**WRITTEN EXERCISE**
Repeat, exactly and in full, the lines of the listing below, but without any pictures.

**INFORMATION PROVIDED**
---

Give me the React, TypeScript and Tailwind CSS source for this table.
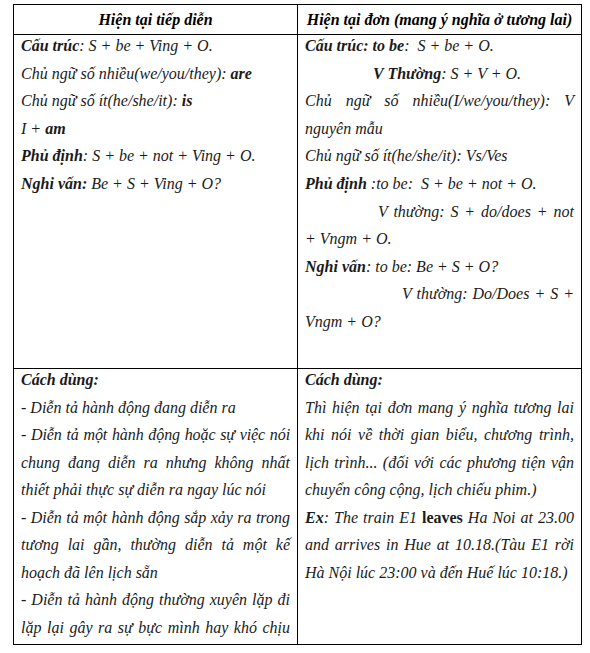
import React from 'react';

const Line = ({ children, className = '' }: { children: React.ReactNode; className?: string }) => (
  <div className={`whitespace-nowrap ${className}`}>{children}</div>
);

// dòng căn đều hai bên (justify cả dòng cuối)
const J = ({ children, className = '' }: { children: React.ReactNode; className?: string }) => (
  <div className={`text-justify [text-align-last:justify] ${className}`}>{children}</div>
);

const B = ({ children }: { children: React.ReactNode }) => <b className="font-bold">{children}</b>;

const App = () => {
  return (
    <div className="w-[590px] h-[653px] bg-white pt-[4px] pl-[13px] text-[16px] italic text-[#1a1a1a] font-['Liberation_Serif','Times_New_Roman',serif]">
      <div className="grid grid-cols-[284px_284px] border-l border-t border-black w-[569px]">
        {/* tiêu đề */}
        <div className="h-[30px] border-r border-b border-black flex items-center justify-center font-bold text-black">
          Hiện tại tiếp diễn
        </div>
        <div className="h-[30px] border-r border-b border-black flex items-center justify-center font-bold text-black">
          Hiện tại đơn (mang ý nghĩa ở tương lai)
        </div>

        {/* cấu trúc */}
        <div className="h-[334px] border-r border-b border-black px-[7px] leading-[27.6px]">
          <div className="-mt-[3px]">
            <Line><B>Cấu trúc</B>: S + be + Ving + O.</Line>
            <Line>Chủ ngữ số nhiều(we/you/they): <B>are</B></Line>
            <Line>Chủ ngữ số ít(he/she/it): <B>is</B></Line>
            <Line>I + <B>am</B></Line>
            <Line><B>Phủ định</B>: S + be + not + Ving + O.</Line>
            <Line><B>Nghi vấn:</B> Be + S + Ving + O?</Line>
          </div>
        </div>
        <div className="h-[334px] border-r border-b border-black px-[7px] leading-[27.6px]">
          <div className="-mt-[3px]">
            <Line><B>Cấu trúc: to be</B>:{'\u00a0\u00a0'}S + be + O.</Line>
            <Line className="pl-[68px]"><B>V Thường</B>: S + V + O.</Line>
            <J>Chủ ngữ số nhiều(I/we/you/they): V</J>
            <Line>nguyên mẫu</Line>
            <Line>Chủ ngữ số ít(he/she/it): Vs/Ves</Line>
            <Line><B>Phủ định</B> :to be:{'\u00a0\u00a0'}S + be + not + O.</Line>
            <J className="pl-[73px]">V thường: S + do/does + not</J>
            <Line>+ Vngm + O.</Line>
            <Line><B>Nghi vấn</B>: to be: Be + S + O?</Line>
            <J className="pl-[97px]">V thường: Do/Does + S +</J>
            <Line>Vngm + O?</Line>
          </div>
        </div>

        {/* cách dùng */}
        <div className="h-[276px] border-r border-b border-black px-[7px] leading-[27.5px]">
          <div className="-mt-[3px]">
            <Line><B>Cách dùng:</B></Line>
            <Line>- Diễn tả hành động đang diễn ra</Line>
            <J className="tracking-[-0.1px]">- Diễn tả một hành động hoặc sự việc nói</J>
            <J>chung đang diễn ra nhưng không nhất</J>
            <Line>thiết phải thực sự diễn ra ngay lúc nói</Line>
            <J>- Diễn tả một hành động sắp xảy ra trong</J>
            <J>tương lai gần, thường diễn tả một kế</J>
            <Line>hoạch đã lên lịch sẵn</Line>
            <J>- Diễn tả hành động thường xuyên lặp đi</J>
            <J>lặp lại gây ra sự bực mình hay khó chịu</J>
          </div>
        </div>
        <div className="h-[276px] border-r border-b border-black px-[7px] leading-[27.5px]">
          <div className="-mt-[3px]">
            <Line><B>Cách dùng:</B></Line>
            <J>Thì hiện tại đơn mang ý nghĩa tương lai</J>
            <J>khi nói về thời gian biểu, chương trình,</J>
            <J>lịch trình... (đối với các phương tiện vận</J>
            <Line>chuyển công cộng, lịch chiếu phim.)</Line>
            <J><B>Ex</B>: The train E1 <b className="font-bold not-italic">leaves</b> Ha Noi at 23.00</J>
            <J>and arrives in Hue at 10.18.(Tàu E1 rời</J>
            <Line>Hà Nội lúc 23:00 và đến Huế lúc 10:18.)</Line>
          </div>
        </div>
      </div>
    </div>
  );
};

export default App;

---

**SOLUTION FOR THIS EXERCISE**
Give me the React, TypeScript and Tailwind CSS source for this table.
import React from 'react';

const Line = ({ children, className = '' }: { children: React.ReactNode; className?: string }) => (
  <div className={`whitespace-nowrap ${className}`}>{children}</div>
);

// dòng căn đều hai bên (justify cả dòng cuối)
const J = ({ children, className = '' }: { children: React.ReactNode; className?: string }) => (
  <div className={`text-justify [text-align-last:justify] ${className}`}>{children}</div>
);

const B = ({ children }: { children: React.ReactNode }) => <b className="font-bold">{children}</b>;

const App = () => {
  return (
    <div className="w-[590px] h-[653px] bg-white pt-[4px] pl-[13px] text-[16px] italic text-[#1a1a1a] font-['Liberation_Serif','Times_New_Roman',serif]">
      <div className="grid grid-cols-[284px_284px] border-l border-t border-black w-[569px]">
        {/* tiêu đề */}
        <div className="h-[30px] border-r border-b border-black flex items-center justify-center font-bold text-black">
          Hiện tại tiếp diễn
        </div>
        <div className="h-[30px] border-r border-b border-black flex items-center justify-center font-bold text-black">
          Hiện tại đơn (mang ý nghĩa ở tương lai)
        </div>

        {/* cấu trúc */}
        <div className="h-[334px] border-r border-b border-black px-[7px] leading-[27.6px]">
          <div className="-mt-[3px]">
            <Line><B>Cấu trúc</B>: S + be + Ving + O.</Line>
            <Line>Chủ ngữ số nhiều(we/you/they): <B>are</B></Line>
            <Line>Chủ ngữ số ít(he/she/it): <B>is</B></Line>
            <Line>I + <B>am</B></Line>
            <Line><B>Phủ định</B>: S + be + not + Ving + O.</Line>
            <Line><B>Nghi vấn:</B> Be + S + Ving + O?</Line>
          </div>
        </div>
        <div className="h-[334px] border-r border-b border-black px-[7px] leading-[27.6px]">
          <div className="-mt-[3px]">
            <Line><B>Cấu trúc: to be</B>:{'\u00a0\u00a0'}S + be + O.</Line>
            <Line className="pl-[68px]"><B>V Thường</B>: S + V + O.</Line>
            <J>Chủ ngữ số nhiều(I/we/you/they): V</J>
            <Line>nguyên mẫu</Line>
            <Line>Chủ ngữ số ít(he/she/it): Vs/Ves</Line>
            <Line><B>Phủ định</B> :to be:{'\u00a0\u00a0'}S + be + not + O.</Line>
            <J className="pl-[73px]">V thường: S + do/does + not</J>
            <Line>+ Vngm + O.</Line>
            <Line><B>Nghi vấn</B>: to be: Be + S + O?</Line>
            <J className="pl-[97px]">V thường: Do/Does + S +</J>
            <Line>Vngm + O?</Line>
          </div>
        </div>

        {/* cách dùng */}
        <div className="h-[276px] border-r border-b border-black px-[7px] leading-[27.5px]">
          <div className="-mt-[3px]">
            <Line><B>Cách dùng:</B></Line>
            <Line>- Diễn tả hành động đang diễn ra</Line>
            <J className="tracking-[-0.1px]">- Diễn tả một hành động hoặc sự việc nói</J>
            <J>chung đang diễn ra nhưng không nhất</J>
            <Line>thiết phải thực sự diễn ra ngay lúc nói</Line>
            <J>- Diễn tả một hành động sắp xảy ra trong</J>
            <J>tương lai gần, thường diễn tả một kế</J>
            <Line>hoạch đã lên lịch sẵn</Line>
            <J>- Diễn tả hành động thường xuyên lặp đi</J>
            <J>lặp lại gây ra sự bực mình hay khó chịu</J>
          </div>
        </div>
        <div className="h-[276px] border-r border-b border-black px-[7px] leading-[27.5px]">
          <div className="-mt-[3px]">
            <Line><B>Cách dùng:</B></Line>
            <J>Thì hiện tại đơn mang ý nghĩa tương lai</J>
            <J>khi nói về thời gian biểu, chương trình,</J>
            <J>lịch trình... (đối với các phương tiện vận</J>
            <Line>chuyển công cộng, lịch chiếu phim.)</Line>
            <J><B>Ex</B>: The train E1 <b className="font-bold not-italic">leaves</b> Ha Noi at 23.00</J>
            <J>and arrives in Hue at 10.18.(Tàu E1 rời</J>
            <Line>Hà Nội lúc 23:00 và đến Huế lúc 10:18.)</Line>
          </div>
        </div>
      </div>
    </div>
  );
};

export default App;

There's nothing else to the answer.